_WHAT IS NEEDED_
Please set down all the lines beneath this one exactly, without the pictures.

_DATASET CONTENT_
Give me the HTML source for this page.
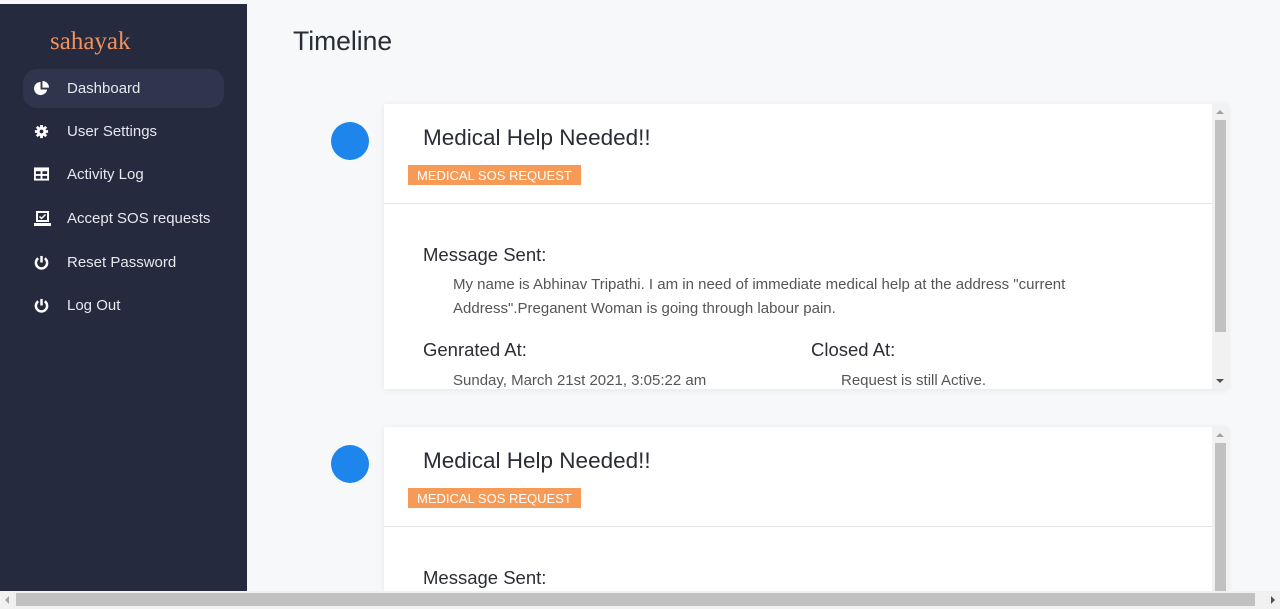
<!DOCTYPE html>
<html style="overflow:hidden;width:1280px;height:609px"><head><meta charset="utf-8"><style>
*{box-sizing:border-box;margin:0;padding:0}
body{width:1280px;height:609px;overflow:hidden;background:#f7f8fa;font-family:"Liberation Sans",sans-serif;position:relative}
.side{position:absolute;left:0;top:4px;width:247px;height:587px;background:#252a3f}
.logo{position:absolute;left:50px;top:24px;color:#f0905a;font-family:"Liberation Serif",serif;font-size:25px}
.nav{position:absolute;left:23px;width:201px;height:39px;color:#e6e8ee;font-size:15px;line-height:39px;padding-left:44px;border-radius:14px}
.nav.act{background:#2f354d}
.nav svg{position:absolute;left:11px;top:12px}
h1{position:absolute;left:293px;top:26px;font-weight:normal;font-size:26.5px;color:#2a2d35}
.dot{position:absolute;left:331px;width:38px;height:38px;border-radius:50%;background:#1e85ec}
.card{position:absolute;left:384px;width:844px;height:285px;background:#fff;box-shadow:0 1px 6px rgba(0,0,0,.08);overflow:hidden}
.card .t{position:absolute;left:39px;top:21px;font-size:22.5px;color:#2a2d35}
.badge{position:absolute;left:24px;top:61px;background:#f79a55;color:#fff;font-size:13px;padding:2px 9px;height:20px;line-height:17px}
.hr{position:absolute;left:0;top:99px;width:828px;border-top:1px solid #e6e6e6}
.h{position:absolute;font-size:18.5px;color:#2a2d35}
.p{position:absolute;font-size:15px;color:#555;line-height:24px}
.sb{position:absolute;right:0;top:0;width:16px;height:100%;background:#f1f1f1}
.sb .th{position:absolute;left:3px;top:16px;width:11px;background:#c1c1c1}
.au,.ad{position:absolute;left:4px;width:0;height:0;border-left:4px solid transparent;border-right:4px solid transparent}
.au{top:6px;border-bottom:4px solid #a3a3a3}
.ad{bottom:6px;border-top:4px solid #505050}
.hs{position:absolute;left:0;top:591px;width:1280px;height:18px;background:#f1f1f1}
.hs .th{position:absolute;left:16px;top:2px;width:1239px;height:13px;background:#c1c1c1}
.al,.ar{position:absolute;top:5px;width:0;height:0;border-top:4px solid transparent;border-bottom:4px solid transparent}
.al{left:5px;border-right:4px solid #a3a3a3}
.ar{right:5px;border-left:4px solid #505050}
</style></head><body>
<div class="side">
<div class="logo">sahayak</div>
<div class="nav act" style="top:65px"><svg width="15" height="15" viewBox="0 0 16 16"><path d="M7 1a7 7 0 1 0 7 8H7z" fill="#fff"/><path d="M9 0v7h7A7 7 0 0 0 9 0z" fill="#fff"/></svg>Dashboard</div>
<div class="nav" style="top:108px"><svg width="15" height="15" viewBox="0 0 16 16"><circle cx="8" cy="8" r="5" fill="#fff"/><g stroke="#fff" stroke-width="3"><path d="M8 1v14M1 8h14M3 3l10 10M13 3L3 13"/></g><circle cx="8" cy="8" r="2" fill="#252a3f"/></svg>User Settings</div>
<div class="nav" style="top:151px"><svg width="15" height="14" viewBox="0 0 16 14"><rect x="0" y="0" width="16" height="14" fill="#fff"/><rect x="2" y="4" width="5" height="3" fill="#252a3f"/><rect x="9" y="4" width="5" height="3" fill="#252a3f"/><rect x="2" y="9" width="5" height="3" fill="#252a3f"/><rect x="9" y="9" width="5" height="3" fill="#252a3f"/></svg>Activity Log</div>
<div class="nav" style="top:195px"><svg width="17" height="15" viewBox="0 0 17 15"><rect x="2" y="0" width="13" height="11" fill="#fff"/><rect x="4" y="2" width="9" height="7" fill="#252a3f"/><path d="M5.5 5.5l2 2 4-4" stroke="#fff" stroke-width="1.5" fill="none"/><rect x="0" y="12" width="17" height="3" fill="#fff"/></svg>Accept SOS requests</div>
<div class="nav" style="top:239px"><svg width="15" height="15" viewBox="0 0 16 16"><path d="M4.5 3.5a6 6 0 1 0 7 0" stroke="#fff" stroke-width="2.6" fill="none"/><path d="M8 1v7" stroke="#fff" stroke-width="2.6"/></svg>Reset Password</div>
<div class="nav" style="top:282px"><svg width="15" height="15" viewBox="0 0 16 16"><path d="M4.5 3.5a6 6 0 1 0 7 0" stroke="#fff" stroke-width="2.6" fill="none"/><path d="M8 1v7" stroke="#fff" stroke-width="2.6"/></svg>Log Out</div>
</div>
<h1>Timeline</h1>
<div class="dot" style="top:122px"></div>
<div class="card" style="top:104px">
<div class="t">Medical Help Needed!!</div>
<div class="badge">MEDICAL SOS REQUEST</div>
<div class="hr"></div>
<div class="h" style="left:39px;top:140px">Message Sent:</div>
<div class="p" style="left:69px;top:169px;width:700px">My name is Abhinav Tripathi. I am in need of immediate medical help at the address "current Address".Preganent Woman is going through labour pain.</div>
<div class="h" style="left:39px;top:235px">Genrated At:</div>
<div class="h" style="left:427px;top:235px">Closed At:</div>
<div class="p" style="left:69px;top:265px">Sunday, March 21st 2021, 3:05:22 am</div>
<div class="p" style="left:457px;top:265px">Request is still Active.</div>
<div class="sb"><div class="au"></div><div class="th" style="height:212px"></div><div class="ad"></div></div>
</div>
<div class="dot" style="top:445px"></div>
<div class="card" style="top:427px;height:164px">
<div class="t">Medical Help Needed!!</div>
<div class="badge">MEDICAL SOS REQUEST</div>
<div class="hr"></div>
<div class="h" style="left:39px;top:140px">Message Sent:</div>
<div class="sb"><div class="au"></div><div class="th" style="height:160px"></div></div>
</div>
<div class="hs"><div class="al"></div><div class="th"></div><div class="ar"></div></div>
</body></html>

_SOLUTION TO THIS TASK_
Give me the HTML source for this page.
<!DOCTYPE html>
<html style="overflow:hidden;width:1280px;height:609px"><head><meta charset="utf-8"><style>
*{box-sizing:border-box;margin:0;padding:0}
body{width:1280px;height:609px;overflow:hidden;background:#f7f8fa;font-family:"Liberation Sans",sans-serif;position:relative}
.side{position:absolute;left:0;top:4px;width:247px;height:587px;background:#252a3f}
.logo{position:absolute;left:50px;top:24px;color:#f0905a;font-family:"Liberation Serif",serif;font-size:25px}
.nav{position:absolute;left:23px;width:201px;height:39px;color:#e6e8ee;font-size:15px;line-height:39px;padding-left:44px;border-radius:14px}
.nav.act{background:#2f354d}
.nav svg{position:absolute;left:11px;top:12px}
h1{position:absolute;left:293px;top:26px;font-weight:normal;font-size:26.5px;color:#2a2d35}
.dot{position:absolute;left:331px;width:38px;height:38px;border-radius:50%;background:#1e85ec}
.card{position:absolute;left:384px;width:844px;height:285px;background:#fff;box-shadow:0 1px 6px rgba(0,0,0,.08);overflow:hidden}
.card .t{position:absolute;left:39px;top:21px;font-size:22.5px;color:#2a2d35}
.badge{position:absolute;left:24px;top:61px;background:#f79a55;color:#fff;font-size:13px;padding:2px 9px;height:20px;line-height:17px}
.hr{position:absolute;left:0;top:99px;width:828px;border-top:1px solid #e6e6e6}
.h{position:absolute;font-size:18.5px;color:#2a2d35}
.p{position:absolute;font-size:15px;color:#555;line-height:24px}
.sb{position:absolute;right:0;top:0;width:16px;height:100%;background:#f1f1f1}
.sb .th{position:absolute;left:3px;top:16px;width:11px;background:#c1c1c1}
.au,.ad{position:absolute;left:4px;width:0;height:0;border-left:4px solid transparent;border-right:4px solid transparent}
.au{top:6px;border-bottom:4px solid #a3a3a3}
.ad{bottom:6px;border-top:4px solid #505050}
.hs{position:absolute;left:0;top:591px;width:1280px;height:18px;background:#f1f1f1}
.hs .th{position:absolute;left:16px;top:2px;width:1239px;height:13px;background:#c1c1c1}
.al,.ar{position:absolute;top:5px;width:0;height:0;border-top:4px solid transparent;border-bottom:4px solid transparent}
.al{left:5px;border-right:4px solid #a3a3a3}
.ar{right:5px;border-left:4px solid #505050}
</style></head><body>
<div class="side">
<div class="logo">sahayak</div>
<div class="nav act" style="top:65px"><svg width="15" height="15" viewBox="0 0 16 16"><path d="M7 1a7 7 0 1 0 7 8H7z" fill="#fff"/><path d="M9 0v7h7A7 7 0 0 0 9 0z" fill="#fff"/></svg>Dashboard</div>
<div class="nav" style="top:108px"><svg width="15" height="15" viewBox="0 0 16 16"><circle cx="8" cy="8" r="5" fill="#fff"/><g stroke="#fff" stroke-width="3"><path d="M8 1v14M1 8h14M3 3l10 10M13 3L3 13"/></g><circle cx="8" cy="8" r="2" fill="#252a3f"/></svg>User Settings</div>
<div class="nav" style="top:151px"><svg width="15" height="14" viewBox="0 0 16 14"><rect x="0" y="0" width="16" height="14" fill="#fff"/><rect x="2" y="4" width="5" height="3" fill="#252a3f"/><rect x="9" y="4" width="5" height="3" fill="#252a3f"/><rect x="2" y="9" width="5" height="3" fill="#252a3f"/><rect x="9" y="9" width="5" height="3" fill="#252a3f"/></svg>Activity Log</div>
<div class="nav" style="top:195px"><svg width="17" height="15" viewBox="0 0 17 15"><rect x="2" y="0" width="13" height="11" fill="#fff"/><rect x="4" y="2" width="9" height="7" fill="#252a3f"/><path d="M5.5 5.5l2 2 4-4" stroke="#fff" stroke-width="1.5" fill="none"/><rect x="0" y="12" width="17" height="3" fill="#fff"/></svg>Accept SOS requests</div>
<div class="nav" style="top:239px"><svg width="15" height="15" viewBox="0 0 16 16"><path d="M4.5 3.5a6 6 0 1 0 7 0" stroke="#fff" stroke-width="2.6" fill="none"/><path d="M8 1v7" stroke="#fff" stroke-width="2.6"/></svg>Reset Password</div>
<div class="nav" style="top:282px"><svg width="15" height="15" viewBox="0 0 16 16"><path d="M4.5 3.5a6 6 0 1 0 7 0" stroke="#fff" stroke-width="2.6" fill="none"/><path d="M8 1v7" stroke="#fff" stroke-width="2.6"/></svg>Log Out</div>
</div>
<h1>Timeline</h1>
<div class="dot" style="top:122px"></div>
<div class="card" style="top:104px">
<div class="t">Medical Help Needed!!</div>
<div class="badge">MEDICAL SOS REQUEST</div>
<div class="hr"></div>
<div class="h" style="left:39px;top:140px">Message Sent:</div>
<div class="p" style="left:69px;top:169px;width:700px">My name is Abhinav Tripathi. I am in need of immediate medical help at the address "current Address".Preganent Woman is going through labour pain.</div>
<div class="h" style="left:39px;top:235px">Genrated At:</div>
<div class="h" style="left:427px;top:235px">Closed At:</div>
<div class="p" style="left:69px;top:265px">Sunday, March 21st 2021, 3:05:22 am</div>
<div class="p" style="left:457px;top:265px">Request is still Active.</div>
<div class="sb"><div class="au"></div><div class="th" style="height:212px"></div><div class="ad"></div></div>
</div>
<div class="dot" style="top:445px"></div>
<div class="card" style="top:427px;height:164px">
<div class="t">Medical Help Needed!!</div>
<div class="badge">MEDICAL SOS REQUEST</div>
<div class="hr"></div>
<div class="h" style="left:39px;top:140px">Message Sent:</div>
<div class="sb"><div class="au"></div><div class="th" style="height:160px"></div></div>
</div>
<div class="hs"><div class="al"></div><div class="th"></div><div class="ar"></div></div>
</body></html>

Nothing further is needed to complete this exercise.